2. Use a low ISO and longer exposure. Modern cameras handle low noise well; higher ISO only adds grain.
3. Check focus on a bright star. Zoom in on the star’s pixel profile; the tighter the circle, the sharper the image.
4. Take multiple frames. Stacking 10‑20 short exposures often yields a cleaner final image than a single long shot.
5. Keep a log. Note the date, target, exposure settings, and any issues. It helps you spot patterns and improve.

When to Upgrade

If you find yourself:

• Struggling with collimation on a Newtonian,
• Wanting wider fields without a massive focal reducer,
• Or needing more precise tracking for deep‑sky mosaics,

then consider moving to a medium‑size APO refractor (e.g., 100‑mm) or a Dobsonian telescope for visual work while keeping your imaging rig separate. The key is to let your curiosity drive the upgrade, not the hype.

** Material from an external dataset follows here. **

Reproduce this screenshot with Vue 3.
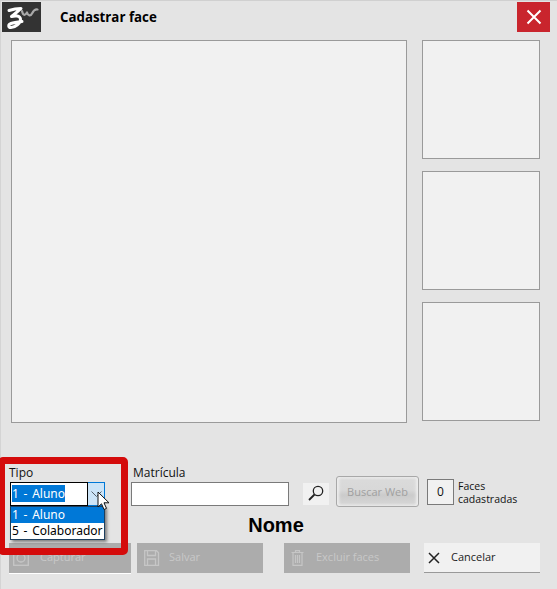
<template>
  <div class="window">
    <header class="title-bar">
      <div class="logo">
        <svg width="39" height="30" viewBox="0 0 39 30">
          <path d="M7 8.5C10 7.5 15 6.5 19 6.5C16.5 9 13 11.5 9.5 14.5C13 13.5 18 13.5 18.5 17C19 21 13 25.5 9 25.5C6 25.5 6 22.5 9 21.5C12 20.5 16 20 20 19.5" fill="none" stroke="#fff" stroke-width="3" stroke-linecap="round" stroke-linejoin="round" />
          <path d="M20 9C21 13.5 23 14 25 10.5C26 14 28.5 14.5 30 11.5C31 9.5 33 7 35.5 7.5" fill="none" stroke="#a8a8a8" stroke-width="2.2" stroke-linecap="round" stroke-linejoin="round" />
        </svg>
      </div>
      <h1 class="title">Cadastrar face</h1>
      <button class="close">
        <svg width="16" height="16" viewBox="0 0 16 16">
          <path d="M1.5 1.5L14.5 14.5M14.5 1.5L1.5 14.5" stroke="#fff" stroke-width="2" fill="none" />
        </svg>
      </button>
    </header>

    <section class="preview">
      <div class="main-frame"></div>
      <div class="thumbs">
        <div class="thumb"></div>
        <div class="thumb"></div>
        <div class="thumb"></div>
      </div>
    </section>

    <section class="form-row">
      <div class="field tipo">
        <label>Tipo</label>
        <div class="combo">
          <div class="combo-value"><span class="selected">{{ tipos[0] }}</span></div>
          <div class="combo-arrow">
            <svg width="11" height="7" viewBox="0 0 11 7">
              <path d="M0.5 0.5L5.5 5.5L10.5 0.5" fill="none" stroke="#56606a" stroke-width="1" />
            </svg>
          </div>
          <ul class="dropdown">
            <li v-for="(t, i) in tipos" :key="t" :class="{ active: i === 0 }">{{ t }}</li>
          </ul>
          <svg class="cursor" width="14" height="21" viewBox="0 0 14 21">
            <path d="M1 1V16L4.5 12.8L7 18.5L9.5 17.4L7 11.8H12Z" fill="#fff" stroke="#111" stroke-width="1" />
          </svg>
        </div>
      </div>
      <div class="field matricula">
        <label>Matrícula</label>
        <input type="text" />
      </div>
      <button class="search">
        <svg width="20" height="20" viewBox="0 0 20 20">
          <circle cx="12" cy="7" r="4.7" fill="none" stroke="#222" stroke-width="1.3" />
          <path d="M8.5 10.5L3 16" stroke="#222" stroke-width="1.8" fill="none" />
        </svg>
      </button>
      <button class="web">Buscar Web</button>
      <div class="count">0</div>
      <div class="count-label">Faces<br />cadastradas</div>
    </section>

    <div class="nome">Nome</div>

    <section class="actions">
      <button class="action capturar">
        <svg width="16" height="16" viewBox="0 0 16 16">
          <rect x="0.7" y="1.7" width="14.6" height="13.6" fill="none" stroke="#c6c6c6" stroke-width="1.3" />
          <circle cx="8" cy="8" r="4" fill="none" stroke="#c6c6c6" stroke-width="1.3" />
        </svg>
        <span>Capturar</span>
      </button>
      <button class="action salvar">
        <svg width="16" height="16" viewBox="0 0 16 16">
          <path d="M0.7 0.7H12.5L14.5 2.7V15.3H0.7Z M3.5 0.7V5.5H11.5V0.7 M3.5 15.3V9H11.5V15.3" fill="none" stroke="#c6c6c6" stroke-width="1.3" />
        </svg>
        <span>Salvar</span>
      </button>
      <button class="action excluir">
        <svg width="16" height="16" viewBox="0 0 16 16">
          <path d="M0.5 2.5H12.5M4.5 2.5V0.6H8.5V2.5M2 2.5V15.4H11V2.5M4.5 5V13M6.5 5V13M8.5 5V13" fill="none" stroke="#c6c6c6" stroke-width="1.2" />
        </svg>
        <span>Excluir faces</span>
      </button>
      <button class="action cancelar">
        <svg width="12" height="12" viewBox="0 0 12 12">
          <path d="M1 1L11 11M11 1L1 11" fill="none" stroke="#222" stroke-width="1.5" />
        </svg>
        <span>Cancelar</span>
      </button>
    </section>

    <div class="highlight"></div>
  </div>
</template>

<script setup>
const tipos = ['1 - Aluno', '5 - Colaborador']
</script>

<style>
html, body {
  margin: 0;
  background: #e4e4e4;
}
</style>

<style scoped>
.window {
  position: relative;
  width: 557px;
  height: 589px;
  box-sizing: border-box;
  padding-top: 2px;
  overflow: hidden;
  background: #e4e4e4;
  border-top: 1px solid #d0d0d0;
  box-shadow: inset 1px 0 0 #d4d4d4;
  font-family: "Open Sans", "Noto Sans", sans-serif;
  color: #111;
}

.title-bar {
  display: flex;
  align-items: center;
  height: 30px;
  margin-top: -1px;
  padding: 0 7px 0 2px;
}

.logo {
  width: 39px;
  height: 30px;
  background: #333;
}

.logo svg {
  display: block;
}

.title {
  flex: 1;
  margin: 0 0 0 19px;
  font-size: 13.3px;
  font-weight: 700;
  color: #000;
}

.close {
  display: flex;
  align-items: center;
  justify-content: center;
  width: 33px;
  height: 30px;
  padding: 0;
  border: none;
  background: #c9252d;
}

.preview {
  display: flex;
  gap: 15px;
  margin-top: 8px;
  padding-left: 11px;
}

.main-frame,
.thumb {
  box-sizing: border-box;
  background: #f1f1f1;
  border: 1px solid #9a9a9a;
}

.main-frame {
  width: 396px;
  height: 383px;
}

.thumbs {
  display: flex;
  flex-direction: column;
  gap: 12px;
}

.thumb {
  width: 118px;
  height: 119px;
}

.form-row {
  display: flex;
  align-items: flex-start;
  height: 48px;
  margin-top: 42px;
  padding-left: 10px;
  box-sizing: border-box;
}

.field label {
  display: block;
  height: 17px;
  font-size: 12px;
  line-height: 15px;
}

.tipo {
  width: 121px;
}

.tipo label {
  margin-left: -1px;
}

.combo {
  position: relative;
  display: flex;
  width: 95px;
  height: 24px;
  box-sizing: border-box;
  border: 1px solid #0078d7;
  font-family: "Noto Sans", sans-serif;
  font-size: 12px;
  word-spacing: 1.6px;
}

.combo-value {
  flex: 1;
  padding: 2px 0 0 1px;
  background: #fff;
  border: 1px solid #000;
  margin: -1px 0 -1px -1px;
  line-height: 17px;
}

.selected {
  display: inline-block;
  height: 17px;
  background: #0078d7;
  color: #fff;
}

.combo-arrow {
  display: flex;
  align-items: center;
  justify-content: center;
  width: 16px;
  background: #cce4f7;
}

.dropdown {
  position: absolute;
  top: 23px;
  left: -1px;
  width: 95px;
  box-sizing: border-box;
  margin: 0;
  padding: 0;
  list-style: none;
  background: #fff;
  border: 1px solid #1c3f5f;
  box-shadow: 2px 2px 3px rgba(0, 0, 0, 0.45);
  z-index: 2;
}

.dropdown li {
  height: 16px;
  padding-left: 1px;
  line-height: 16px;
  white-space: nowrap;
  color: #000;
}

.dropdown li.active {
  background: #0078d7;
  color: #fff;
}

.cursor {
  position: absolute;
  top: 8px;
  left: 86px;
  z-index: 3;
}

.matricula {
  width: 158px;
}

.matricula label {
  margin-left: 2px;
}

.matricula input {
  display: block;
  width: 158px;
  height: 24px;
  box-sizing: border-box;
  border: 1px solid #7a7a7a;
  background: #fff;
  padding: 0;
}

.search {
  display: flex;
  align-items: center;
  justify-content: center;
  width: 26px;
  height: 22px;
  margin: 18px 0 0 14px;
  padding: 0;
  border: none;
  background: #f1f1f1;
}

.web {
  width: 83px;
  height: 31px;
  margin: 11px 0 0 7px;
  padding: 0;
  border: 1px solid #a8a8a8;
  border-radius: 3px;
  background: linear-gradient(#e6e6e6, #dadada 12%, #d8d8d8 45%, #cbcbcb 62%, #d4d4d4 88%, #e4e4e4);
  box-shadow: inset 3px 0 3px -1px #eee, inset -3px 0 3px -1px #eee;
  font-family: inherit;
  font-size: 11px;
  color: #a0a0a0;
}

.count {
  width: 27px;
  height: 26px;
  margin: 14px 0 0 8px;
  box-sizing: border-box;
  border: 1px solid #7a7a7a;
  background: #f1f1f1;
  font-size: 12px;
  line-height: 24px;
  text-align: center;
}

.count-label {
  margin: 15px 0 0 4px;
  font-size: 10.5px;
  line-height: 13px;
}

.nome {
  height: 24px;
  padding-right: 5px;
  font-family: "Liberation Sans", sans-serif;
  font-size: 20px;
  font-weight: 700;
  line-height: 24px;
  text-align: center;
  color: #000;
}

.actions {
  display: flex;
  margin-top: 6px;
  padding-left: 9px;
}

.action {
  display: flex;
  align-items: center;
  height: 30px;
  padding: 0 0 3px 7px;
  border: none;
  background: #acacac;
  font-family: inherit;
  font-size: 11px;
  color: #c8c8c8;
}

.action span {
  margin-left: 9px;
}

.action svg {
  margin-top: 3px;
}

.capturar {
  width: 122px;
  padding-left: 4px;
  box-shadow: 0 1px 0 #fff;
}

.capturar span {
  margin-left: 11px;
}

.salvar {
  width: 126px;
  margin-left: 6px;
}

.excluir {
  width: 126px;
  margin-left: 21px;
}

.cancelar {
  width: 116px;
  margin-left: 14px;
  padding-left: 4px;
  background: #f1f1f1;
  border-bottom: 1px solid #999;
  color: #222;
}

.cancelar span {
  margin-left: 11px;
}

.highlight {
  position: absolute;
  left: -2px;
  top: 456px;
  width: 130px;
  height: 98px;
  box-sizing: border-box;
  border: 7px solid #d40b0b;
  border-radius: 5px;
  pointer-events: none;
  z-index: 4;
}
</style>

Choosing the right beginner telescope is a bit like picking a partner for a dance. You need a partner (optics) who can lead (gather light), a steady floor (mount) that won’t wobble, and a few accessories that keep the rhythm smooth. With the guidelines above, you’ll be set to turn those blurry night‑sky attempts into crisp, awe‑inspiring photos that make you look up and smile.